The gold funerary mask of Tutankhamun has gone back on display at the Egyptian Museum in Cairo after two months of restoration to repair a botched reattachment of its false beard. The beard fell off last summer when the mask was returned to the display case after workers replaced a burned out light bulb. Anxious to get the mask back on display as quickly as possible, museum staff hastily reattached the beard with a sloppy thick application of epoxy that hardened into an unsightly layer.
When the news got out a few months later, at first museum officials denied any damage had happened before admitting that someone had blundered. They brought in a team of German and Egyptian restorers led by Christian Eckmann and secured a donation of 50,000 euros from the German Foreign Ministry to fund the restoration. After months of analysis and preparation, work began on the mask this October.
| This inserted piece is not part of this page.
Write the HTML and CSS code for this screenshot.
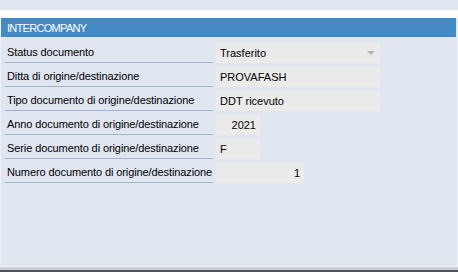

Researchers took the opportunity to study the mask thoroughly. It was 3D scanned and examined inside and out with a microscope in the hope that it might answer some questions about its composition, like what materials and techniques were used to put it together, and whether there is any evidence supporting the theory most recently proposed by British Egyptologist Nicholas Reeves that the mask was first made for Queen Nefertiti and then hastily modified for Tutankhamun after his unexpected death at age 19.
The biggest challenge was determining how best to remove the epoxy layer to liberate the false beard from its clumpy prison. Restorers wound up sticking with simple tools that would have been available to the original makers in 1,324 B.C.: wooden tools and heat. The adhesive was slightly warmed to soften it and then removed by careful scraping with the wooden sticks, spatulas and other tools which are soft enough they won’t scratch the gold. It took two weeks to remove the beard and another six to figure out how best to reattach it in a responsible, reversible way.
“We indeed found them to be the natural materials which the ancient Egyptian used; they are still the best tools: beeswax,” el-Damaty told reporters in Cairo on Wednesday. “It was prepared well and the beard was attached very successfully.”
The false beard wasn’t really attached when Howard Carter discovered the tomb in 1922. It looked like it was in place, but the support had broken in antiquity so when Carter moved the mask it was in two pieces. The mask and beard were displayed separately until 1946 when for the first time he beard was glued in place. That wasn’t the only time glue was used. Restorers found multiple thin layers underneath the epoxy one. The restoration team will publish a full report of the analysis, study and restoration of the mask and beard.